**Requirements:**
Return every line below in which "this" appears.

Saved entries
'''

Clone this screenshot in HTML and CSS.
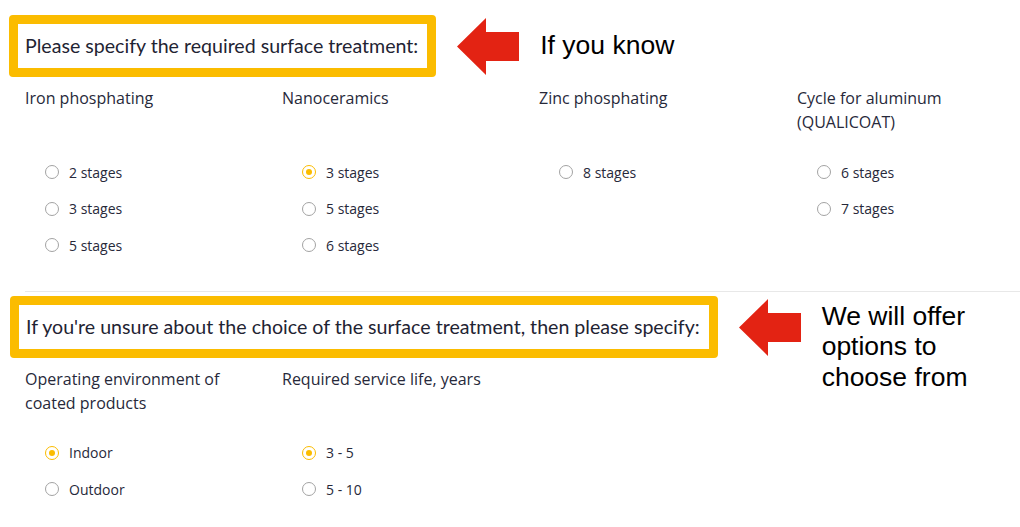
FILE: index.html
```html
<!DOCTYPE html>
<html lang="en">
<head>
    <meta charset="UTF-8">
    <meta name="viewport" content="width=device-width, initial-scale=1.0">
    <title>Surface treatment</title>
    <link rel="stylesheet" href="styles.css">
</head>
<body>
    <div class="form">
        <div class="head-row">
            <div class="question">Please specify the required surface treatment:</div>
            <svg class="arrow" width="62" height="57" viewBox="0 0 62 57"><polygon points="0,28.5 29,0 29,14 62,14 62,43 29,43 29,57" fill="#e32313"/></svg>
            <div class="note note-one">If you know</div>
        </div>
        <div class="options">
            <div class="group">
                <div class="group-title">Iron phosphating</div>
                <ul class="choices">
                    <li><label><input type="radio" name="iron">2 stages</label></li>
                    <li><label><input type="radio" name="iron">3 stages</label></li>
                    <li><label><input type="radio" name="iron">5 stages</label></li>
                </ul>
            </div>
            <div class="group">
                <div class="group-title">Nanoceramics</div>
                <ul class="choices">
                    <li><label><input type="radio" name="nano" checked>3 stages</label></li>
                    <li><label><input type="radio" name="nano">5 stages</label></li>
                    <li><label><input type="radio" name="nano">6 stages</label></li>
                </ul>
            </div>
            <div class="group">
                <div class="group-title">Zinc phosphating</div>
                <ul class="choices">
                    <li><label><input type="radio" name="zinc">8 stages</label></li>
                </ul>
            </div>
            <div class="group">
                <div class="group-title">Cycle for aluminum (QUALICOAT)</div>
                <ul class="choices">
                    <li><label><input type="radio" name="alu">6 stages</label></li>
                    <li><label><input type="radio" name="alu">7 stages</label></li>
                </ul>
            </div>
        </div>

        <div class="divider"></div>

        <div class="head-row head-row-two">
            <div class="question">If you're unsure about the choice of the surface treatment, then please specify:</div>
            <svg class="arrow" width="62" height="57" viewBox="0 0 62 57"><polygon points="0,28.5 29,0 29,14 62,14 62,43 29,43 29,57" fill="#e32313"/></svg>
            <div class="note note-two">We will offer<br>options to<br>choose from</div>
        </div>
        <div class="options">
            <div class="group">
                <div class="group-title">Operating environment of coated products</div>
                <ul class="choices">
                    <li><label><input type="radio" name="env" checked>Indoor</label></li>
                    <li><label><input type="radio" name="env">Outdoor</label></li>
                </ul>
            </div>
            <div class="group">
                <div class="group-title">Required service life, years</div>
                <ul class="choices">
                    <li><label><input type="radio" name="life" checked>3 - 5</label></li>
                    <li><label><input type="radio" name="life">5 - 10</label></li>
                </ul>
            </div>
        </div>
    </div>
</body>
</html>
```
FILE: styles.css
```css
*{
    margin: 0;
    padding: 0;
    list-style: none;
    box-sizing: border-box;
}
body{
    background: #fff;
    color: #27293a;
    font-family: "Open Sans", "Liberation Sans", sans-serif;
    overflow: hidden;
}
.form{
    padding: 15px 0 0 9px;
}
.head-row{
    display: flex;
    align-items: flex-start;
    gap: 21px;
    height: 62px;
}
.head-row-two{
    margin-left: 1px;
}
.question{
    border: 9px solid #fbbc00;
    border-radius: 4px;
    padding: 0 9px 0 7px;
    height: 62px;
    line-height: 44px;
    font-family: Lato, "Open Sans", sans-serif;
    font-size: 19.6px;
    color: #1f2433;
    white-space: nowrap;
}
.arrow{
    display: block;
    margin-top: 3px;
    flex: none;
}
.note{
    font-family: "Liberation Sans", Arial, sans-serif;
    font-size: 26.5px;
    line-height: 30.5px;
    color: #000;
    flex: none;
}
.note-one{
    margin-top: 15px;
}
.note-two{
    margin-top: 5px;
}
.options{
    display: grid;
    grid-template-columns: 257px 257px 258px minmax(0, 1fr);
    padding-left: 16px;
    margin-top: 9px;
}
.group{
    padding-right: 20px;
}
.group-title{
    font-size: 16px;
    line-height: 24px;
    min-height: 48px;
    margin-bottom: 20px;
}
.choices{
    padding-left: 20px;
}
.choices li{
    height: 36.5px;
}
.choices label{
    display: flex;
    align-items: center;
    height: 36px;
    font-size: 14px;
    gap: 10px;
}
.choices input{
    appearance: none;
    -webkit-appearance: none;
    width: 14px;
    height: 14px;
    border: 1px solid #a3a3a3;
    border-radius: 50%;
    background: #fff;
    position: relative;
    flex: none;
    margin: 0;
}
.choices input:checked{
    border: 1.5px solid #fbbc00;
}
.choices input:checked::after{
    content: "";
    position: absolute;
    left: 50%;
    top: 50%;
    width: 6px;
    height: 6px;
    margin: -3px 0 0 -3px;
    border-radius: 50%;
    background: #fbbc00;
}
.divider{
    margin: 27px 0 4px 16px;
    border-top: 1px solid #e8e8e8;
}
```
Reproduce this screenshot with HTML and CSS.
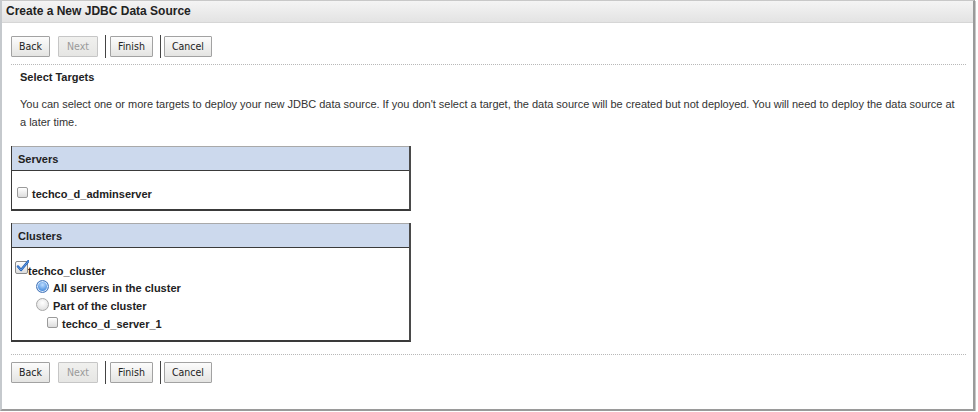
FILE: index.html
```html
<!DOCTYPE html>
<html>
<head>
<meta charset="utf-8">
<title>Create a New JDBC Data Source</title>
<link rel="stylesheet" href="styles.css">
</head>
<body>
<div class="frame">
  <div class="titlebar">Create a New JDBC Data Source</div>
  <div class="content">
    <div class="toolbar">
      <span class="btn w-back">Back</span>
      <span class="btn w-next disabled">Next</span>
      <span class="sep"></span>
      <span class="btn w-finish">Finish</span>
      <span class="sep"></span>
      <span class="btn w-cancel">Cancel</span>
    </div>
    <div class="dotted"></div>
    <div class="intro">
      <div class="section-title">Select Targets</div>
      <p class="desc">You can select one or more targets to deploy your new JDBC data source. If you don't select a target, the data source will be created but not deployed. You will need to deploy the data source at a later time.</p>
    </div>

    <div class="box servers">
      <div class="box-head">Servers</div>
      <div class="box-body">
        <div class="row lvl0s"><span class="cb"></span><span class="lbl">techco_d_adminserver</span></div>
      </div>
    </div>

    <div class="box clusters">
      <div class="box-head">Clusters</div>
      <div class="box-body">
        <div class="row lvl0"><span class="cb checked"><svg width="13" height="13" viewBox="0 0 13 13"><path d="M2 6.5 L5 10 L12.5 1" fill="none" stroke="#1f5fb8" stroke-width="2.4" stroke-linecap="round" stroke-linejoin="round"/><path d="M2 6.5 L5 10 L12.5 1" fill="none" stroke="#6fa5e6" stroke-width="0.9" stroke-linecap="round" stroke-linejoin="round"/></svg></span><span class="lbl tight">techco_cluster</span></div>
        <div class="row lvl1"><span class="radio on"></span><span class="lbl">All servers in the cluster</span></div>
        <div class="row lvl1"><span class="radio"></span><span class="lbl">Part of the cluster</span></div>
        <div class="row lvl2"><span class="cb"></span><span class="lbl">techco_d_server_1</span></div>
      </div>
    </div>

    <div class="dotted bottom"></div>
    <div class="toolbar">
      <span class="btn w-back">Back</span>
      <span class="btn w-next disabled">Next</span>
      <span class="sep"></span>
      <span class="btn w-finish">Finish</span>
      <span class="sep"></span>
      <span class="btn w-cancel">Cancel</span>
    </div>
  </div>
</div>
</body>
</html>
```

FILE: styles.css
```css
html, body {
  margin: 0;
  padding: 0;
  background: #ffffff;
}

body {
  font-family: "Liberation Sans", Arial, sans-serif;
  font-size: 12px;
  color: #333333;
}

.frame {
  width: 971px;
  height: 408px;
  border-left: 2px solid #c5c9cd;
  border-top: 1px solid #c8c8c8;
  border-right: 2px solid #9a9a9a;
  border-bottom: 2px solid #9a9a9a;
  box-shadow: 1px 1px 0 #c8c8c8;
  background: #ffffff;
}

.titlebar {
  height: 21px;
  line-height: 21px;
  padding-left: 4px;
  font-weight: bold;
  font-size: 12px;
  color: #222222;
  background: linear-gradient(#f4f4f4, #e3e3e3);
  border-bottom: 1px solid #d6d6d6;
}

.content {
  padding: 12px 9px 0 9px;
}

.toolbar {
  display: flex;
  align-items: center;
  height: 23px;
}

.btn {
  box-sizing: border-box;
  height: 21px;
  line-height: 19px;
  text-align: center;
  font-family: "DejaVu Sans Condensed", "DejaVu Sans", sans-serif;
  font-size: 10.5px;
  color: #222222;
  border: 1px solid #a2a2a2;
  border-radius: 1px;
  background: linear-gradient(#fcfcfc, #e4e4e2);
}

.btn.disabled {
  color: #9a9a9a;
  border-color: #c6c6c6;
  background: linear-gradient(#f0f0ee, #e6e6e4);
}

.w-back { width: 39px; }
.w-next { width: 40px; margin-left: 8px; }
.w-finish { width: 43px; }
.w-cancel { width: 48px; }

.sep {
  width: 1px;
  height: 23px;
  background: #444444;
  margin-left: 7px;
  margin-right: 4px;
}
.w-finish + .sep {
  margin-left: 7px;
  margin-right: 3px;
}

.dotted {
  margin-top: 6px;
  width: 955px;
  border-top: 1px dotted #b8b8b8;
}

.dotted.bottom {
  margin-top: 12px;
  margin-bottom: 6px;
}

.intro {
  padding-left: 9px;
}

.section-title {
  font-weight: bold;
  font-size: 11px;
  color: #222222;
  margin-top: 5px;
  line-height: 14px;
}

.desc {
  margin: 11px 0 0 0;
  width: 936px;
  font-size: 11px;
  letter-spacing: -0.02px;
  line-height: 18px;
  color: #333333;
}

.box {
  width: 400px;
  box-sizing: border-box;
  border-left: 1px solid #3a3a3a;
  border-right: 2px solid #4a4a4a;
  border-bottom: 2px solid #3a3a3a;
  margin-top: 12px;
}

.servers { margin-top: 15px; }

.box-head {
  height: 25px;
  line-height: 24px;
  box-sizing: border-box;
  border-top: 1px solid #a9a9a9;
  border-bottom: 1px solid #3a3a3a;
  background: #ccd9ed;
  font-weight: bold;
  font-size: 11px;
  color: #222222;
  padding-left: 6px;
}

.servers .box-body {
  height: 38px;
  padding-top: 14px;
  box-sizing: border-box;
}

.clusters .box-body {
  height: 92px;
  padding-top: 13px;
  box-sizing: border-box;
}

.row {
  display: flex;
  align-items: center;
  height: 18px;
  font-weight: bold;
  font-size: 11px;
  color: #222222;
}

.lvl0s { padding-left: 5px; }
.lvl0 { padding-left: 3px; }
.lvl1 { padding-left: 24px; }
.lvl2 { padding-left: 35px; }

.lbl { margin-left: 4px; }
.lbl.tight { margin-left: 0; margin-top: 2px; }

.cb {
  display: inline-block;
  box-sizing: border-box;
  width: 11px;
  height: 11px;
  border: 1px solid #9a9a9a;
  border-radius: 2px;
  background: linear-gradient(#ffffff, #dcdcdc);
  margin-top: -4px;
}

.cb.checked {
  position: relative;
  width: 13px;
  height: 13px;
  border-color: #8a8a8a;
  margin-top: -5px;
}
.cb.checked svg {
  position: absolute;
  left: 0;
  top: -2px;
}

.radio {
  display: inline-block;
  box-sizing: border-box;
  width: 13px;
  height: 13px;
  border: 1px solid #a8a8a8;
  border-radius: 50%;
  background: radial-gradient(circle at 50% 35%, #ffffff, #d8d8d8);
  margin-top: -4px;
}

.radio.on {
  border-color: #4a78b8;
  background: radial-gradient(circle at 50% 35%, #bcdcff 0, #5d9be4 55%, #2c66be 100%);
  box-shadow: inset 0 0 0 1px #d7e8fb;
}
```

'''

**Output below:**
Clone this screenshot in HTML and CSS.
Reproduce this screenshot with HTML and CSS.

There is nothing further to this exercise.